INSTRUCTIONS FOR THE TASK =>
Reproduce the listing below in full and without alteration, apart from its pictures.
::: STORED DATA
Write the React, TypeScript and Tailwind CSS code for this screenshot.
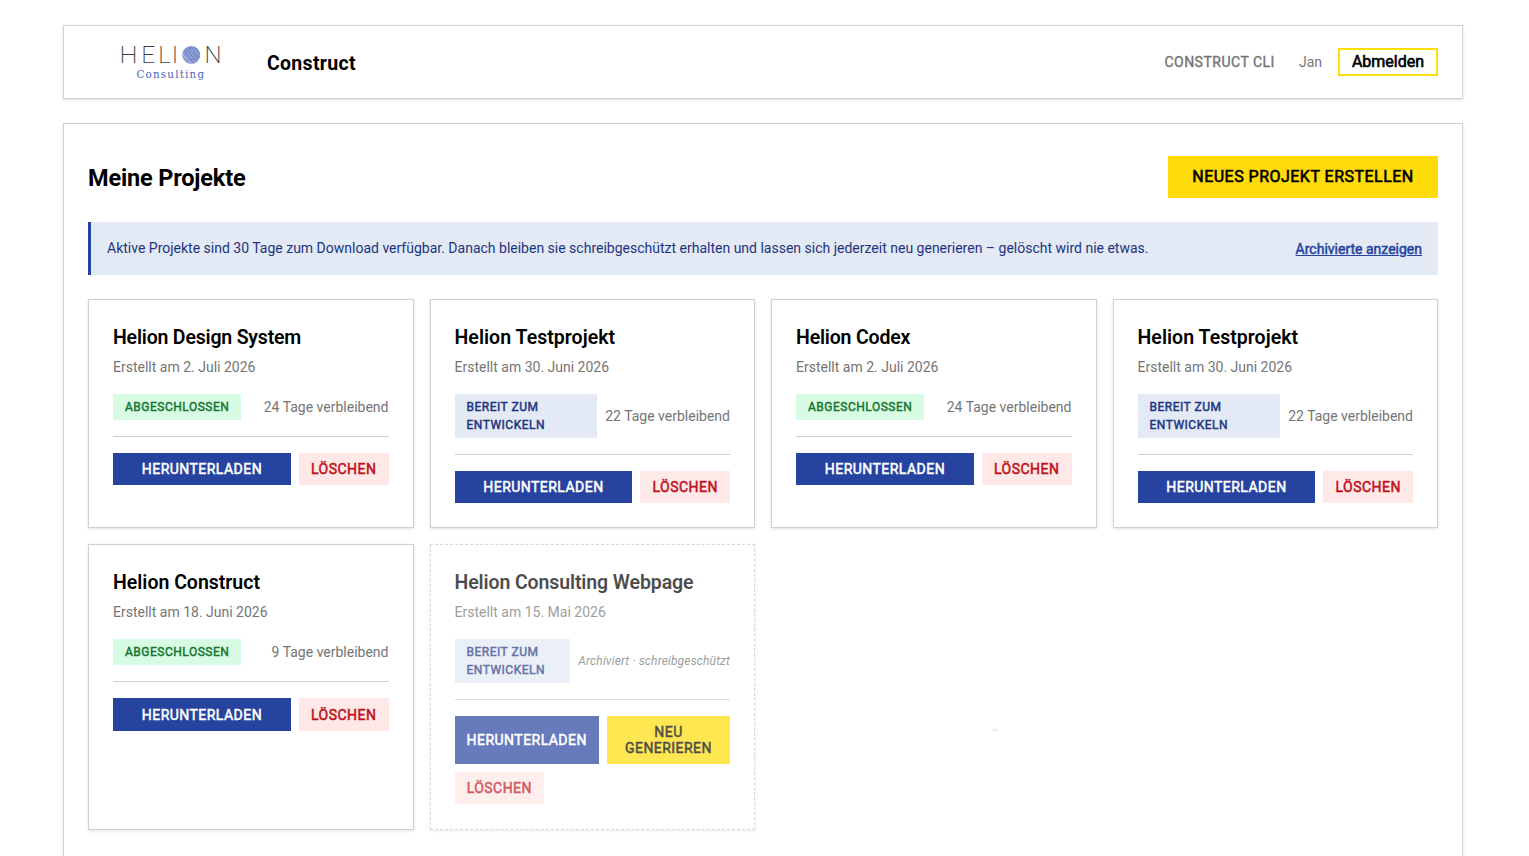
type Project = {
  title: string;
  created: string;
  status: 'done' | 'ready';
  note: string;
  archived?: boolean;
  titleClass: string;
};

const projects: Project[] = [
  { title: 'Helion Design System', created: '2. Juli 2026', status: 'done', note: '24 Tage verbleibend', titleClass: 'tracking-[-0.19px]' },
  { title: 'Helion Testprojekt', created: '30. Juni 2026', status: 'ready', note: '22 Tage verbleibend', titleClass: 'tracking-[0.04px]' },
  { title: 'Helion Codex', created: '2. Juli 2026', status: 'done', note: '24 Tage verbleibend', titleClass: 'tracking-[-0.17px]' },
  { title: 'Helion Testprojekt', created: '30. Juni 2026', status: 'ready', note: '22 Tage verbleibend', titleClass: 'tracking-[0.04px]' },
  { title: 'Helion Construct', created: '18. Juni 2026', status: 'done', note: '9 Tage verbleibend', titleClass: 'tracking-[-0.01px]' },
  { title: 'Helion Consulting Webpage', created: '15. Mai 2026', status: 'ready', note: 'Archiviert · schreibgeschützt', archived: true, titleClass: 'tracking-[-0.11px]' },
];

function Logo() {
  return (
    <svg width="104" height="52" viewBox="0 -6 104 52" className="shrink-0" aria-label="Helion Consulting">
      <defs>
        <clipPath id="ball">
          <circle cx="71.2" cy="13" r="9" />
        </clipPath>
      </defs>
      <g fontFamily="Roboto, sans-serif" fontWeight="200" fontSize="24" fill="#3c3c3c">
        <text x="-0.4" y="21" textLength="18" lengthAdjust="spacingAndGlyphs">H</text>
        <text x="21.3" y="21" textLength="14" lengthAdjust="spacingAndGlyphs">E</text>
        <text x="38.3" y="21" textLength="12.5" lengthAdjust="spacingAndGlyphs">L</text>
        <text x="51.8" y="21">I</text>
        <text x="84.6" y="21">N</text>
      </g>
      <circle cx="71.2" cy="13" r="9" fill="#8e9fd6" />
      <g clipPath="url(#ball)" fill="none" strokeWidth="0.7">
        <path d="M61 6l16 19M63 4l17 19M65 2l17 19M68 2l15 17M71 1l13 15" stroke="#5a71c0" />
        <path d="M60 10l15 15M62 16l8 9M74 2l9 10" stroke="#c6cfed" />
        <path d="M64 9c5-3 8-4 14-2M64 17c5 2 10 1 15-3" stroke="#6f84c9" />
      </g>
      <text
        x="16.5"
        y="35.5"
        fontFamily="'DejaVu Serif Condensed', 'DejaVu Serif', serif"
        fontStretch="condensed"
        fontSize="11.5"
        textLength="67.5"
        fill="#4a66bb"
      >
        Consulting
      </text>
    </svg>
  );
}

function Header() {
  return (
    <header className="flex h-[74px] items-center justify-between border border-[#d0d0d0] bg-white pr-6 pl-14 shadow-[0_1px_3px_rgba(0,0,0,0.12)]">
      <div className="flex items-center gap-[43px]">
        <Logo />
        <span className="pt-1 text-[19.5px] leading-6 font-bold tracking-[0.3px]">Construct</span>
      </div>
      <nav className="flex items-center">
        <a className="mr-6 text-[14px] leading-5 tracking-[0.5px] text-[#757575] [-webkit-text-stroke:0.4px]">CONSTRUCT CLI</a>
        <span className="mr-4 text-[14px] leading-5 text-[#757575]">Jan</span>
        <button className="flex h-7 w-[100px] items-center justify-center border-2 border-[#ffdd0a] text-[16px] leading-5 [-webkit-text-stroke:0.6px]">
          Abmelden
        </button>
      </nav>
    </header>
  );
}

function Card({ project }: { project: Project }) {
  const { archived, status } = project;
  return (
    <article
      className={
        'flex flex-col border bg-white px-6 pt-6 shadow-[0_1px_3px_rgba(0,0,0,0.12)] ' +
        (archived ? 'border-dashed border-[#c8c8c8] pb-[24.5px] opacity-70' : 'border-[#d0d0d0] pb-6')
      }
    >
      <h2 className={'h-[26px] pt-px text-[19.5px] leading-[26px] font-semibold whitespace-nowrap ' + project.titleClass}>
        {project.title}
      </h2>
      <p className="mt-[6px] text-[14px] leading-[22px] text-[#757575]">Erstellt am {project.created}</p>
      <div className="mt-4 flex items-center justify-between gap-2">
        {status === 'done' ? (
          <span className="bg-[#d8fbe3] px-3 py-1 text-[12px] leading-[18px] tracking-[0.5px] text-[#14752f] [-webkit-text-stroke:0.45px]">
            ABGESCHLOSSEN
          </span>
        ) : (
          <span className="bg-[#e3e9f5] px-3 py-1 text-[12px] leading-[18px] tracking-[0.5px] text-[#1c3480] [-webkit-text-stroke:0.45px]">
            BEREIT ZUM ENTWICKELN
          </span>
        )}
        <span
          className={
            'shrink-0 whitespace-nowrap text-[#757575] ' +
            (archived ? 'text-[12px] leading-5 italic tracking-[0.15px]' : 'text-[14px] leading-5')
          }
        >
          {project.note}
        </span>
      </div>
      <div className="mt-4 flex flex-wrap gap-2 border-t border-[#d0d0d0] pt-4 text-[14px] leading-4 tracking-[0.46px] [-webkit-text-stroke:0.5px]">
        <button className="min-h-[32.4px] flex-1 bg-[#2643a0] px-2 py-2 text-white">HERUNTERLADEN</button>
        {archived && <button className="w-[123px] bg-[#ffdd0a] px-3 py-2">NEU GENERIEREN</button>}
        <button
          className={'w-[89.6px] bg-[#fee8e8] text-[#bf1118] ' + (archived ? 'h-8' : 'h-[32.4px]')}
        >
          LÖSCHEN
        </button>
      </div>
    </article>
  );
}

export default function App() {
  return (
    <div className="relative h-[856px] overflow-hidden bg-white pt-[25px] pl-[63px] font-[Roboto,'Liberation_Sans',sans-serif] text-black">
      <div className="flex w-[1400px] flex-col gap-6">
        <Header />
        <main className="min-h-[800px] border border-[#d0d0d0] bg-white px-6 pt-8 shadow-[0_1px_3px_rgba(0,0,0,0.12)]">
          <div className="flex items-center justify-between">
            <h1 className="pt-0.5 text-[23.5px] leading-8 font-bold tracking-[-0.17px]">Meine Projekte</h1>
            <button className="h-[42px] w-[270px] bg-[#ffdb09] text-[16px] leading-5 tracking-[0.48px] [-webkit-text-stroke:0.6px]">
              NEUES PROJEKT ERSTELLEN
            </button>
          </div>
          <div className="mt-6 flex h-[53px] items-center justify-between border-l-[3px] border-[#2643a0] bg-[#e3e9f5] px-4 text-[14px] leading-5 text-[#1c3480]">
            <p className="pb-px">
              Aktive Projekte sind 30 Tage zum Download verfügbar. Danach bleiben sie schreibgeschützt erhalten und lassen
              sich jederzeit neu generieren – gelöscht wird nie etwas.
            </p>
            <a className="text-[#2643a0] underline [-webkit-text-stroke:0.5px]">Archivierte anzeigen</a>
          </div>
          <div className="mt-6 grid grid-cols-4 gap-4">
            {projects.map((project, index) => (
              <Card key={index} project={project} />
            ))}
          </div>
        </main>
      </div>
      <span className="absolute top-[728px] left-[992px] h-[3px] w-[6px] rounded-t-full bg-[#fde8e8]" />
    </div>
  );
}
::::::
RESPONSE TO THE TASK =>
Write the React, TypeScript and Tailwind CSS code for this screenshot.
type Project = {
  title: string;
  created: string;
  status: 'done' | 'ready';
  note: string;
  archived?: boolean;
  titleClass: string;
};

const projects: Project[] = [
  { title: 'Helion Design System', created: '2. Juli 2026', status: 'done', note: '24 Tage verbleibend', titleClass: 'tracking-[-0.19px]' },
  { title: 'Helion Testprojekt', created: '30. Juni 2026', status: 'ready', note: '22 Tage verbleibend', titleClass: 'tracking-[0.04px]' },
  { title: 'Helion Codex', created: '2. Juli 2026', status: 'done', note: '24 Tage verbleibend', titleClass: 'tracking-[-0.17px]' },
  { title: 'Helion Testprojekt', created: '30. Juni 2026', status: 'ready', note: '22 Tage verbleibend', titleClass: 'tracking-[0.04px]' },
  { title: 'Helion Construct', created: '18. Juni 2026', status: 'done', note: '9 Tage verbleibend', titleClass: 'tracking-[-0.01px]' },
  { title: 'Helion Consulting Webpage', created: '15. Mai 2026', status: 'ready', note: 'Archiviert · schreibgeschützt', archived: true, titleClass: 'tracking-[-0.11px]' },
];

function Logo() {
  return (
    <svg width="104" height="52" viewBox="0 -6 104 52" className="shrink-0" aria-label="Helion Consulting">
      <defs>
        <clipPath id="ball">
          <circle cx="71.2" cy="13" r="9" />
        </clipPath>
      </defs>
      <g fontFamily="Roboto, sans-serif" fontWeight="200" fontSize="24" fill="#3c3c3c">
        <text x="-0.4" y="21" textLength="18" lengthAdjust="spacingAndGlyphs">H</text>
        <text x="21.3" y="21" textLength="14" lengthAdjust="spacingAndGlyphs">E</text>
        <text x="38.3" y="21" textLength="12.5" lengthAdjust="spacingAndGlyphs">L</text>
        <text x="51.8" y="21">I</text>
        <text x="84.6" y="21">N</text>
      </g>
      <circle cx="71.2" cy="13" r="9" fill="#8e9fd6" />
      <g clipPath="url(#ball)" fill="none" strokeWidth="0.7">
        <path d="M61 6l16 19M63 4l17 19M65 2l17 19M68 2l15 17M71 1l13 15" stroke="#5a71c0" />
        <path d="M60 10l15 15M62 16l8 9M74 2l9 10" stroke="#c6cfed" />
        <path d="M64 9c5-3 8-4 14-2M64 17c5 2 10 1 15-3" stroke="#6f84c9" />
      </g>
      <text
        x="16.5"
        y="35.5"
        fontFamily="'DejaVu Serif Condensed', 'DejaVu Serif', serif"
        fontStretch="condensed"
        fontSize="11.5"
        textLength="67.5"
        fill="#4a66bb"
      >
        Consulting
      </text>
    </svg>
  );
}

function Header() {
  return (
    <header className="flex h-[74px] items-center justify-between border border-[#d0d0d0] bg-white pr-6 pl-14 shadow-[0_1px_3px_rgba(0,0,0,0.12)]">
      <div className="flex items-center gap-[43px]">
        <Logo />
        <span className="pt-1 text-[19.5px] leading-6 font-bold tracking-[0.3px]">Construct</span>
      </div>
      <nav className="flex items-center">
        <a className="mr-6 text-[14px] leading-5 tracking-[0.5px] text-[#757575] [-webkit-text-stroke:0.4px]">CONSTRUCT CLI</a>
        <span className="mr-4 text-[14px] leading-5 text-[#757575]">Jan</span>
        <button className="flex h-7 w-[100px] items-center justify-center border-2 border-[#ffdd0a] text-[16px] leading-5 [-webkit-text-stroke:0.6px]">
          Abmelden
        </button>
      </nav>
    </header>
  );
}

function Card({ project }: { project: Project }) {
  const { archived, status } = project;
  return (
    <article
      className={
        'flex flex-col border bg-white px-6 pt-6 shadow-[0_1px_3px_rgba(0,0,0,0.12)] ' +
        (archived ? 'border-dashed border-[#c8c8c8] pb-[24.5px] opacity-70' : 'border-[#d0d0d0] pb-6')
      }
    >
      <h2 className={'h-[26px] pt-px text-[19.5px] leading-[26px] font-semibold whitespace-nowrap ' + project.titleClass}>
        {project.title}
      </h2>
      <p className="mt-[6px] text-[14px] leading-[22px] text-[#757575]">Erstellt am {project.created}</p>
      <div className="mt-4 flex items-center justify-between gap-2">
        {status === 'done' ? (
          <span className="bg-[#d8fbe3] px-3 py-1 text-[12px] leading-[18px] tracking-[0.5px] text-[#14752f] [-webkit-text-stroke:0.45px]">
            ABGESCHLOSSEN
          </span>
        ) : (
          <span className="bg-[#e3e9f5] px-3 py-1 text-[12px] leading-[18px] tracking-[0.5px] text-[#1c3480] [-webkit-text-stroke:0.45px]">
            BEREIT ZUM ENTWICKELN
          </span>
        )}
        <span
          className={
            'shrink-0 whitespace-nowrap text-[#757575] ' +
            (archived ? 'text-[12px] leading-5 italic tracking-[0.15px]' : 'text-[14px] leading-5')
          }
        >
          {project.note}
        </span>
      </div>
      <div className="mt-4 flex flex-wrap gap-2 border-t border-[#d0d0d0] pt-4 text-[14px] leading-4 tracking-[0.46px] [-webkit-text-stroke:0.5px]">
        <button className="min-h-[32.4px] flex-1 bg-[#2643a0] px-2 py-2 text-white">HERUNTERLADEN</button>
        {archived && <button className="w-[123px] bg-[#ffdd0a] px-3 py-2">NEU GENERIEREN</button>}
        <button
          className={'w-[89.6px] bg-[#fee8e8] text-[#bf1118] ' + (archived ? 'h-8' : 'h-[32.4px]')}
        >
          LÖSCHEN
        </button>
      </div>
    </article>
  );
}

export default function App() {
  return (
    <div className="relative h-[856px] overflow-hidden bg-white pt-[25px] pl-[63px] font-[Roboto,'Liberation_Sans',sans-serif] text-black">
      <div className="flex w-[1400px] flex-col gap-6">
        <Header />
        <main className="min-h-[800px] border border-[#d0d0d0] bg-white px-6 pt-8 shadow-[0_1px_3px_rgba(0,0,0,0.12)]">
          <div className="flex items-center justify-between">
            <h1 className="pt-0.5 text-[23.5px] leading-8 font-bold tracking-[-0.17px]">Meine Projekte</h1>
            <button className="h-[42px] w-[270px] bg-[#ffdb09] text-[16px] leading-5 tracking-[0.48px] [-webkit-text-stroke:0.6px]">
              NEUES PROJEKT ERSTELLEN
            </button>
          </div>
          <div className="mt-6 flex h-[53px] items-center justify-between border-l-[3px] border-[#2643a0] bg-[#e3e9f5] px-4 text-[14px] leading-5 text-[#1c3480]">
            <p className="pb-px">
              Aktive Projekte sind 30 Tage zum Download verfügbar. Danach bleiben sie schreibgeschützt erhalten und lassen
              sich jederzeit neu generieren – gelöscht wird nie etwas.
            </p>
            <a className="text-[#2643a0] underline [-webkit-text-stroke:0.5px]">Archivierte anzeigen</a>
          </div>
          <div className="mt-6 grid grid-cols-4 gap-4">
            {projects.map((project, index) => (
              <Card key={index} project={project} />
            ))}
          </div>
        </main>
      </div>
      <span className="absolute top-[728px] left-[992px] h-[3px] w-[6px] rounded-t-full bg-[#fde8e8]" />
    </div>
  );
}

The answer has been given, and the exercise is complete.